This is simple for models where random variables are built with concrete shape values, but immediately becomes problematic when shapes are symbolic:

import aesara
import aesara.tensor as at

c = at.scalar('c', dtype='int')
a_rv = at.random.normal(0, 1, size=(c,))
aesara.dprint(a_rv.shape)
# Shape [id A]
#  |normal_rv{0, (0, 0), floatX, False}.1 [id B]
#    |RandomGeneratorSharedVariable(<Generator(PCG64) at 0x7F892F8F9540>) [id C]
#    |MakeVector{dtype='int64'} [id D]
#    | |c [id E]
#    |TensorConstant{11} [id F]
#    |TensorConstant{0} [id G]
#    |TensorConstant{1} [id H]

We thus need to provide shape information in a /user-friendly/ way. We can even provide a function that returns the shape based on parameters, or provides an array of ones with this shape given the model parameters:

import aesara.tensor as at

c = at.scalar('c', dtype='int')
a_rv = at.random.normal(0, 1, size=(c,))


fn = aesara.function((c,), a_rv.shape)
fn(3)
# 3

We thus need a parameter type to convey this information. For instance for the inverse mass matrix parameter of the NUTS sampler:

class InverseMassMatrixType(ParameterType):
    var: TensorVariable
    sampler_name: str  # Name of the sampler that needs this value
    
    def __str__(self):
        desc_str = "Inverse mass matrix parameter {sampler_name}"
        dtype_str = f"dtype: {self.var.dtype}"
        shape = self.var.shape
        shape_str = f"shape: {shape}"
        if isinstance(shape, TensorVariable):
            shape_str = ("shape: Depends on the model parameters' values. "
            "Run sample_value({model_parameter_at: model_parameter_val}) "
            "to get an example value with the correct shape."
            )
        return "\n".join([desc_str, dtype_str, shape_str])
            
    def sample_value(self, params_to_values: Dict):
        """Is there a better way to do this?"""
        sample_values = at.ones_like(self.var)
        return sample_value.eval(params_to_values)

What if we don't want to provide values for the parameters and just want it to work?
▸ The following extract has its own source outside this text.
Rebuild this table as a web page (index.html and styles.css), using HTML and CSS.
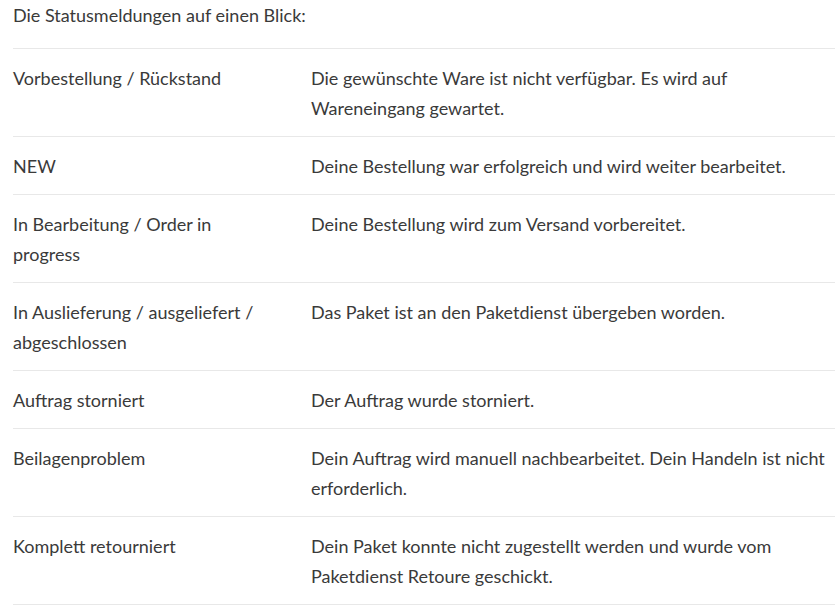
FILE: index.html
```html
<!DOCTYPE html>
<html lang="de">
<head>
<meta charset="utf-8">
<link rel="stylesheet" href="styles.css">
</head>
<body>
<div class="page">
  <p class="intro">Die Statusmeldungen auf einen Blick:</p>
  <div class="status-table">
    <div class="row"><div class="cell key">Vorbestellung / Rückstand</div><div class="cell val">Die gewünschte Ware ist nicht verfügbar. Es wird auf Wareneingang gewartet.</div></div>
    <div class="row"><div class="cell key">NEW</div><div class="cell val">Deine Bestellung war erfolgreich und wird weiter bearbeitet.</div></div>
    <div class="row"><div class="cell key">In Bearbeitung / Order in progress</div><div class="cell val">Deine Bestellung wird zum Versand vorbereitet.</div></div>
    <div class="row"><div class="cell key">In Auslieferung / ausgeliefert / abgeschlossen</div><div class="cell val">Das Paket ist an den Paketdienst übergeben worden.</div></div>
    <div class="row"><div class="cell key">Auftrag storniert</div><div class="cell val">Der Auftrag wurde storniert.</div></div>
    <div class="row"><div class="cell key">Beilagenproblem</div><div class="cell val">Dein Auftrag wird manuell nachbearbeitet. Dein Handeln ist nicht erforderlich.</div></div>
    <div class="row last"><div class="cell key">Komplett retourniert</div><div class="cell val">Dein Paket konnte nicht zugestellt werden und wurde vom Paketdienst Retoure geschickt.</div></div>
  </div>
</div>
</body>
</html>
```
FILE: styles.css
```css
html, body {
  margin: 0;
  padding: 0;
  background: #ffffff;
}
body {
  font-family: Lato, "Open Sans", sans-serif;
  font-size: 18px;
  line-height: 30px;
  color: #3a3a3a;
}
.page {
  padding-left: 13px;
}
.intro {
  margin: 0 0 18px 0;
}
.status-table {
  width: 822px;
}
.row {
  display: grid;
  grid-template-columns: 298px 1fr;
  border-top: 1px solid #e8e8e8;
  padding: 14px 0 13px 0;
}
.row.last {
  border-bottom: 1px solid #e8e8e8;
}
.cell.key {
  padding-right: 40px;
}
```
We need to bring in parameters adaptation.

Parameter adaptation

We could provide a build_adaptation_step function that is dispatched on the parameter type, but not only would this requires information about the previous sampler step, in many adaptation schemes it is not possible to decouple the updates of the parameters. The solution thus seems to provide a new high-level function:

# num_steps needs to be provided for some algorithms that need to build a schedule
adaptation_steps, updates, initial_values, num_steps = construct_adaptation(sampler)

where sampler is akin for sample_steps above but with extra information about the kernels that produced the sampling steps. With the current notations you would build an adaptation step in the following way:

outputs = [adaptation_steps[rv] for rv in sample_vars] + [adaptation_steps[param.var] for param in parameters]
inputs = [num_steps, y_vv] + [initial_values[rv] for rv in sample_vars]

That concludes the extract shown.